Fuimos precoces. Quisimos creer en un despertar dominicano, en un sistema que colapsaba. Que el cambio era inminente. La realidad nos golpeó fuerte, interrumpiendo nuestros sueños húmedos. Entendimos entonces que nos habíamos montado en la ola de una indignación pasajera. Que no quisimos ver que también ocuparon los parques los más fervientes defensores del status quo.
Seguimos creyendo que el tema de la corrupción y la impunidad funciona, mientras que los dominicanos llevan años diciendo que sus primeras preocupaciones son el costo de la vida, la violencia y la delincuencia. Antes que la corrupción, están los problemas eléctrico y del narcotráfico.
Mejores plumas lo han escrito. No por disonantes son menos pertinentes. Les hemos respondido con denuestos y desdén.
Hemos tomado posiciones como a quien ya no se le revuelven las tripas al ver niños en los semáforos, como quien pide seguridad pero quiere mantener todos los beneficios del subdesarrollo.
En un sistema que se acomoda con un 42% de la población viviendo bajo el umbral de la pobreza -esos grandes perdedores de nuestro intento de democracia- elegimos un tema que no les llega. Nos concentramos en una franja de la clase media, pero los marginados del sistema, por muy presentes que estén en nuestro discurso, están ausentes de nuestra estrategia política.
Ha sido un error asumir que en un país con necesidades tan básicas, la figura del paladín de la moralidad será suficiente para aglutinar mayorías. Hemos escogido un camino que tiene, al menos, 50 años de fracasos. No queda claro si lo que se pide es un nuevo Procurador o la transformación de nuestra sociedad. Si la respuesta es esto último, entonces las denuncias, aunque necesarias, se quedan cortas. No nos damos cuenta de que la reducción real y efectiva de la corrupción pasa ineluctablemente por la construcción de una sociedad más inclusiva y de una ciudadanía más crítica y activa.
Preguntémonos si será posible construir un proyecto verdaderamente alternativo sin contar con los grupos más desafortunados, que son mayoría. ¿Podremos construir una nueva fuerza sin ayudarles a organizarse, sin vehicular sus demandas y frustraciones, sin ayudarles a defender sus derechos? ¿Podremos construir una alternativa sin articular grupos, sin sumar apoyos, sin unir esfuerzos? ¿Se puede generar una nueva opción de poder sin crear vínculos con las mayorías?

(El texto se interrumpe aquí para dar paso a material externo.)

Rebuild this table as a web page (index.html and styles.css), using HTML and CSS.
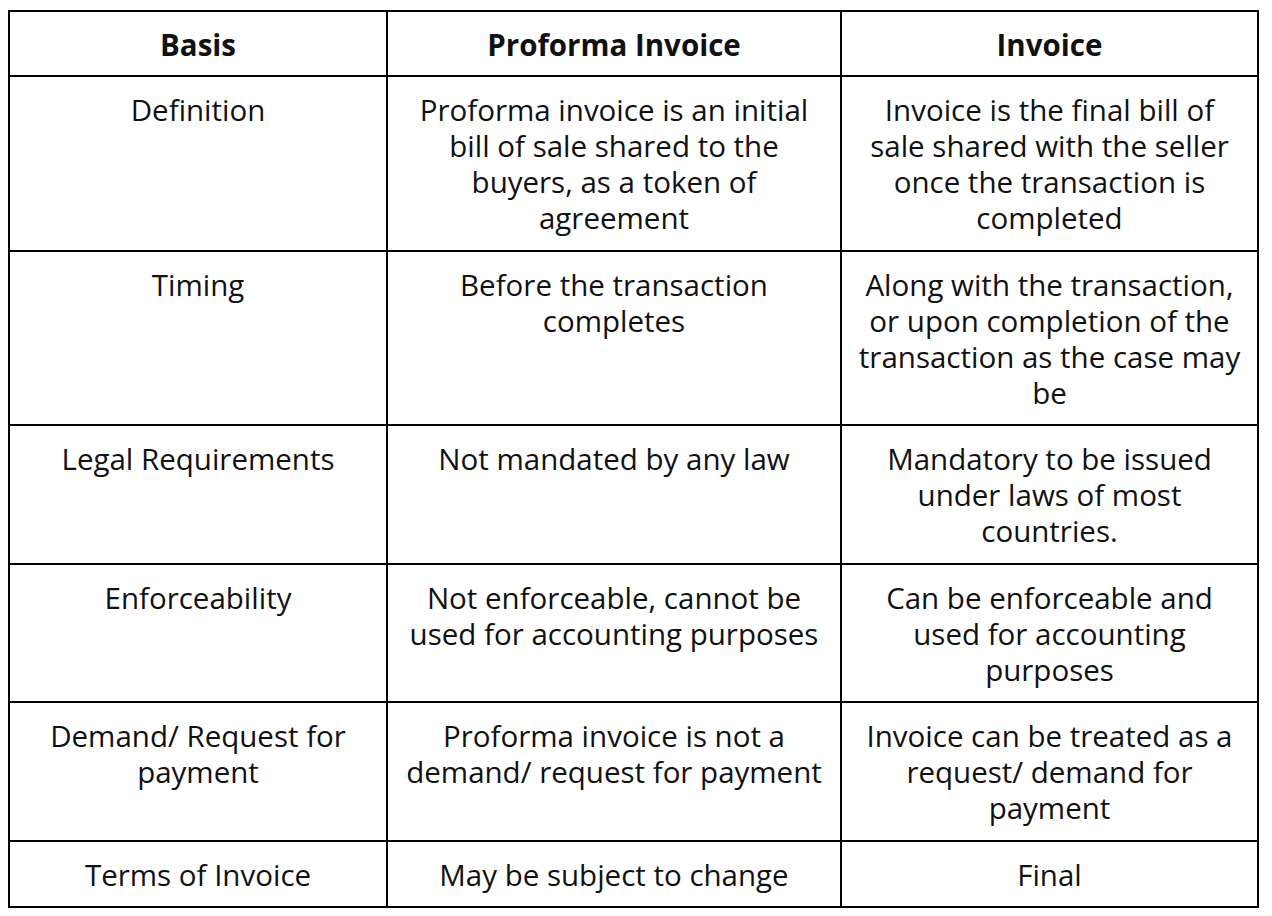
FILE: index.html
```html
<!DOCTYPE html>
<html>
<head>
<meta charset="utf-8">
<link rel="stylesheet" href="styles.css">
</head>
<body>
<table class="cmp">
  <colgroup>
    <col class="c1">
    <col class="c2">
    <col class="c3">
  </colgroup>
  <thead>
    <tr><th>Basis</th><th>Proforma Invoice</th><th>Invoice</th></tr>
  </thead>
  <tbody>
    <tr><td>Definition</td><td>Proforma invoice is an initial bill of sale shared to the buyers, as a token of agreement</td><td>Invoice is the final bill of sale shared with the seller once the transaction is completed</td></tr>
    <tr><td>Timing</td><td>Before the transaction completes</td><td>Along with the transaction, or upon completion of the transaction as the case may be</td></tr>
    <tr><td>Legal Requirements</td><td>Not mandated by any law</td><td>Mandatory to be issued under laws of most countries.</td></tr>
    <tr><td>Enforceability</td><td>Not enforceable, cannot be used for accounting purposes</td><td>Can be enforceable and used for accounting purposes</td></tr>
    <tr><td>Demand/ Request for payment</td><td>Proforma invoice is not a demand/ request for payment</td><td>Invoice can be treated as a request/ demand for payment</td></tr>
    <tr><td>Terms of Invoice</td><td>May be subject to change</td><td>Final</td></tr>
  </tbody>
</table>
</body>
</html>
```
FILE: styles.css
```css
body {
  margin: 10px 8px;
  background: #fff;
  font-family: "Open Sans", "Noto Sans", sans-serif;
  color: #111;
}
.cmp {
  border-collapse: collapse;
  width: 1249px;
  table-layout: fixed;
  font-size: 29.5px;
  line-height: 36px;
}
.c1 { width: 378px; }
.c2 { width: 454px; }
.c3 { width: 417px; }
.cmp th, .cmp td {
  border: 2px solid #000;
  text-align: center;
  vertical-align: top;
  padding: 15px 16px 12px;
}
.cmp td { padding-bottom: 13.5px; }
.cmp th { font-weight: 700; }
```
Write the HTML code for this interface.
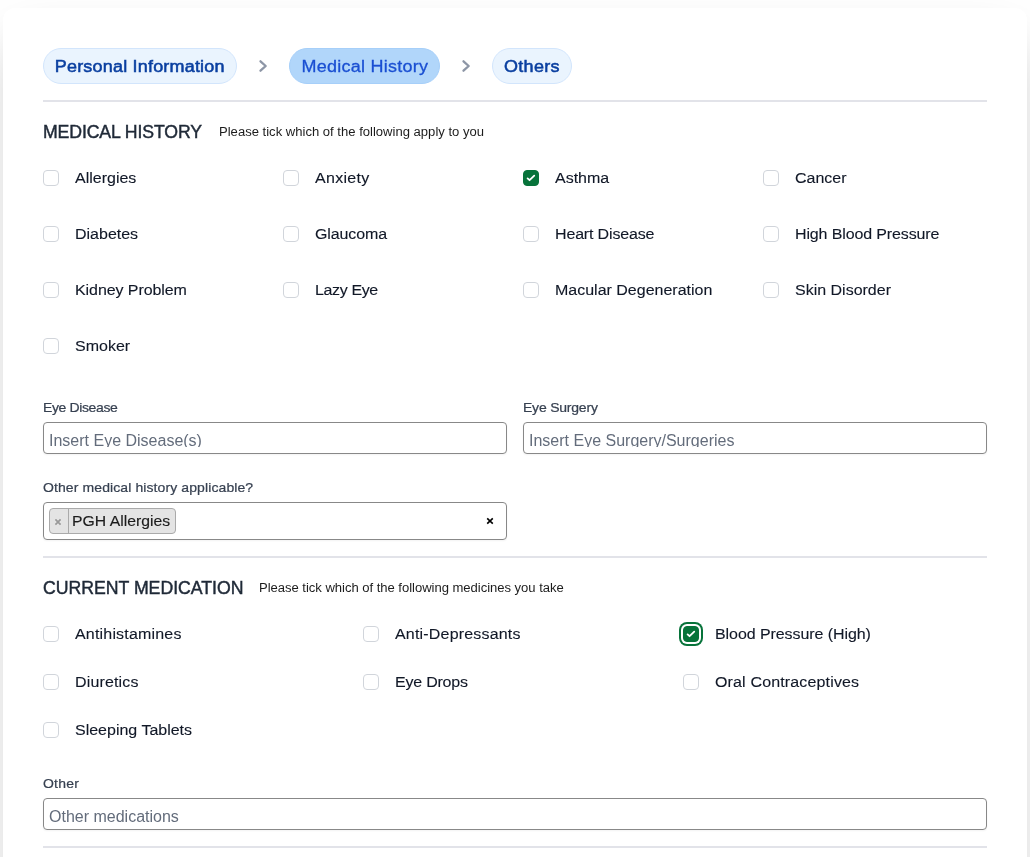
<!DOCTYPE html>
<html lang="en">
<head>
<meta charset="utf-8">
<title>Medical History</title>
<style>
*{box-sizing:border-box;margin:0;padding:0}
html,body{width:1030px;height:857px;overflow:hidden}
body{background:#fff;font-family:"Liberation Sans",sans-serif;color:#1f2937;position:relative}
.card{position:absolute;left:3px;top:8px;width:1024px;height:900px;background:#fff;border-radius:12px;box-shadow:0 25px 50px -12px rgba(0,0,0,.25)}
/* transparent composited layer => grayscale text antialiasing like the reference */
.layer{position:absolute;left:0;top:0;width:1030px;height:857px;will-change:transform}
/* tabs */
.tab{position:absolute;top:48px;height:36px;border-radius:18px;border:1px solid #d2e5fc;background:#eaf4fe;color:#0a3fa0;font-size:17.3px;font-weight:400;line-height:34px;text-align:center;white-space:nowrap;-webkit-text-stroke:.55px #0a3fa0}
.tab span{display:inline-block;transform:scaleX(1.04)}
.tab.active{background:#b1d6fa;border-color:#a6cff9;color:#1a4fd2;-webkit-text-stroke:.3px #1a4fd2}
.chev{position:absolute;top:59px;width:10px;height:14px}
.hr{position:absolute;left:43px;width:944px;height:2px;background:#e2e3e9}
h2{position:absolute;left:43px;font-size:17.7px;font-weight:400;color:#1f2937;line-height:24px;white-space:nowrap;letter-spacing:-.13px;-webkit-text-stroke:.45px #1f2937}
.sub{position:absolute;transform:scaleX(1.045);transform-origin:0 50%;font-size:12.5px;color:#1c1c1c;line-height:18px;white-space:nowrap}
.cb{position:absolute;width:16px;height:16px;border:1px solid #d1d5db;border-radius:4px;background:#fff}
.cb.on{background:#07733a;border-color:#07733a}
.cb.on svg{position:absolute;left:-1px;top:-1px;width:16px;height:16px}
.cb.focus{box-shadow:0 0 0 2px #fff,0 0 0 4px #07733a}
.lb{position:absolute;transform:scaleX(1.039);transform-origin:0 50%;font-size:15.4px;color:#111827;line-height:24px;white-space:nowrap;-webkit-text-stroke:.12px #111827}
.fl{position:absolute;transform:scaleX(1.041);transform-origin:0 50%;font-size:13.45px;color:#374151;line-height:20px;white-space:nowrap;-webkit-text-stroke:.22px #374151}
/* text inputs (placeholder sits low and is clipped, as in the reference) */
.in{position:absolute;height:32px;border:1px solid #888;border-radius:4px;background:#fff;box-shadow:0 1px 2px rgba(0,0,0,.05)}
.in .clip{position:absolute;left:0;top:0;right:0;height:24px;overflow:hidden}
.in .ph{position:absolute;left:5px;top:6px;font-size:16px;line-height:24px;color:#636c7b;white-space:nowrap}
/* select2-like multi select */
.sel{position:absolute;left:43px;top:502px;width:464px;height:38px;border:1px solid #888;border-radius:4px;background:#fff;box-shadow:0 1px 2px rgba(0,0,0,.05)}
.tag{position:absolute;left:5px;top:5px;height:26px;width:127px;border:1px solid #aaa;border-radius:4px;background:#e4e4e4;overflow:hidden}
.tag .x{position:absolute;left:0;top:0;width:19px;height:24px;border-right:1px solid #aaa}
.tag .x svg{position:absolute;left:4.3px;top:8.5px;width:8px;height:8px}
.tag .t{position:absolute;left:21.6px;top:0;transform:scaleX(1.05);transform-origin:0 50%;font-size:15px;line-height:24px;color:#1c1c1c;white-space:nowrap;-webkit-text-stroke:.15px #1c1c1c}
.clr{position:absolute;left:441.5px;top:14.3px;width:8px;height:8px}
</style>
</head>
<body>
<div class="card"></div>
<div class="layer">

<!-- Tabs -->
<div class="tab" style="left:43px;width:194px;letter-spacing:.2px"><span>Personal Information</span></div>
<svg class="chev" style="left:258px" viewBox="0 0 10 14"><path d="M2.5 2.3 L7.7 7 L2.5 11.7" fill="none" stroke="#8d96a6" stroke-width="2.3" stroke-linecap="round" stroke-linejoin="round"/></svg>
<div class="tab active" style="left:289px;width:151px;letter-spacing:.25px"><span>Medical History</span></div>
<svg class="chev" style="left:461px" viewBox="0 0 10 14"><path d="M2.5 2.3 L7.7 7 L2.5 11.7" fill="none" stroke="#8d96a6" stroke-width="2.3" stroke-linecap="round" stroke-linejoin="round"/></svg>
<div class="tab" style="left:492px;width:80px;letter-spacing:.33px"><span>Others</span></div>

<div class="hr" style="top:100px"></div>

<!-- Medical history -->
<h2 style="top:120px">MEDICAL HISTORY</h2>
<div class="sub" style="left:219px;top:123px">Please tick which of the following apply to you</div>

<!--MH-->
<div class="cb" style="left:43px;top:170px"></div><div class="lb" style="left:75px;top:166px">Allergies</div>
<div class="cb" style="left:283px;top:170px"></div><div class="lb" style="left:315px;top:166px;letter-spacing:0.3px">Anxiety</div>
<div class="cb on" style="left:523px;top:170px"><svg viewBox="0 0 16 16"><path d="M4.6 8.35L6.55 10.2L11.25 5.6" fill="none" stroke="#fff" stroke-width="1.8" stroke-linecap="round" stroke-linejoin="round"/></svg></div><div class="lb" style="left:555px;top:166px">Asthma</div>
<div class="cb" style="left:763px;top:170px"></div><div class="lb" style="left:795px;top:166px">Cancer</div>
<div class="cb" style="left:43px;top:226px"></div><div class="lb" style="left:75px;top:222px">Diabetes</div>
<div class="cb" style="left:283px;top:226px"></div><div class="lb" style="left:315px;top:222px;letter-spacing:-0.1px">Glaucoma</div>
<div class="cb" style="left:523px;top:226px"></div><div class="lb" style="left:555px;top:222px;letter-spacing:-0.15px">Heart Disease</div>
<div class="cb" style="left:763px;top:226px"></div><div class="lb" style="left:795px;top:222px;letter-spacing:-0.12px">High Blood Pressure</div>
<div class="cb" style="left:43px;top:282px"></div><div class="lb" style="left:75px;top:278px;letter-spacing:-0.07px">Kidney Problem</div>
<div class="cb" style="left:283px;top:282px"></div><div class="lb" style="left:315px;top:278px;letter-spacing:-0.35px">Lazy Eye</div>
<div class="cb" style="left:523px;top:282px"></div><div class="lb" style="left:555px;top:278px">Macular Degeneration</div>
<div class="cb" style="left:763px;top:282px"></div><div class="lb" style="left:795px;top:278px">Skin Disorder</div>
<div class="cb" style="left:43px;top:338px"></div><div class="lb" style="left:75px;top:334px">Smoker</div>
<!--/MH-->

<div class="fl" style="left:43px;top:398px;letter-spacing:-.36px">Eye Disease</div>
<div class="in" style="left:43px;top:422px;width:464px"><div class="clip"><span class="ph">Insert Eye Disease(s)</span></div></div>
<div class="fl" style="left:523px;top:398px;letter-spacing:-.2px">Eye Surgery</div>
<div class="in" style="left:523px;top:422px;width:464px"><div class="clip"><span class="ph">Insert Eye Surgery/Surgeries</span></div></div>

<div class="fl" style="left:43px;top:478px;letter-spacing:.1px">Other medical history applicable?</div>
<div class="sel">
  <div class="tag"><span class="x"><svg viewBox="-4 -4 8 8"><path d="M-2.6 -2.6L2.6 2.6M2.6 -2.6L-2.6 2.6" stroke="#999" stroke-width="1.7" fill="none"/></svg></span><span class="t">PGH Allergies</span></div>
  <svg class="clr" viewBox="-4 -4 8 8"><path d="M-2.8 -2.6L2.8 2.6M2.8 -2.6L-2.8 2.6" stroke="#000" stroke-width="1.6" fill="none"/></svg>
</div>

<div class="hr" style="top:556px"></div>

<!-- Current medication -->
<h2 style="top:576px;letter-spacing:-.02px">CURRENT MEDICATION</h2>
<div class="sub" style="left:259px;top:579px;letter-spacing:-.03px">Please tick which of the following medicines you take</div>

<!--CM-->
<div class="cb" style="left:43px;top:626px"></div><div class="lb" style="left:75px;top:622px;letter-spacing:0.18px">Antihistamines</div>
<div class="cb" style="left:363px;top:626px"></div><div class="lb" style="left:395px;top:622px;letter-spacing:0.18px">Anti-Depressants</div>
<div class="cb on focus" style="left:683px;top:626px"><svg viewBox="0 0 16 16"><path d="M4.6 8.35L6.55 10.2L11.25 5.6" fill="none" stroke="#fff" stroke-width="1.8" stroke-linecap="round" stroke-linejoin="round"/></svg></div><div class="lb" style="left:715px;top:622px;letter-spacing:-0.07px">Blood Pressure (High)</div>
<div class="cb" style="left:43px;top:674px"></div><div class="lb" style="left:75px;top:670px;letter-spacing:0.15px">Diuretics</div>
<div class="cb" style="left:363px;top:674px"></div><div class="lb" style="left:395px;top:670px;letter-spacing:-0.2px">Eye Drops</div>
<div class="cb" style="left:683px;top:674px"></div><div class="lb" style="left:715px;top:670px;letter-spacing:0.15px">Oral Contraceptives</div>
<div class="cb" style="left:43px;top:722px"></div><div class="lb" style="left:75px;top:718px">Sleeping Tablets</div>
<!--/CM-->

<div class="fl" style="left:43px;top:774px;letter-spacing:.2px">Other</div>
<div class="in" style="left:43px;top:798px;width:944px"><div class="clip"><span class="ph">Other medications</span></div></div>

<div class="hr" style="top:846px"></div>
</div>
</body>
</html>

Parece que ignoramos que los dos mayores partidos de nuestro país se construyeron sobre la base del contacto con el pueblo y de estrategias innovadoras. Se convirtieron además en escuelas de democracia y ciudadanía, llegando siempre hasta la precaria realidad de muchos.
Los excluidos, los invisibles, hambrientos de comida y de inclusión, no tienen hoy las vías de desahogo que podían tener en otros tiempos. Sus frustraciones ya no cuentan con los reclamos sociales para canalizar su impotencia. Sólo les queda la violencia cotidiana, esa que nos aterra, pero de la cual somos todos cómplices. Y somos cómplices porque todos, directa o indirectamente, colaboramos con un sistema en el que pocos ganan y muchos pierden. Donde el destino depende más de la cuna que del trabajo.
Hoy, muchos son los que sienten que la democracia no ha rendido sus frutos. Que las promesas se han evaporado. El descontento es comprensible. Los peligros de ese sentir, evidentes.
Las medidas positivas que ha tomado el gobierno de Danilo Medina han quitado presión al sistema de partidos. Su popularidad no es fortuita, pero Medina gobierna sin oposición.
Mientras tanto, nosotros no hemos sabido reinventar nuestro discurso ni nuestras estrategias. Reeditamos los errores de siempre. La enfermedad de los egos, el maniqueísmo y la incapacidad para construir consensos. Hemos querido construir una nueva opción desde el polígono central. La exclusión la denunciamos en el discurso, pero la repetimos al no remangar nuestras camisas para construir un proyecto inclusivo.
La victoria de la generación que nos precedió fue la de vendernos el sueño de la democracia y de la libertad. No permitamos que el mantenerla y hacerla funcionar se convierta en nuestro fracaso.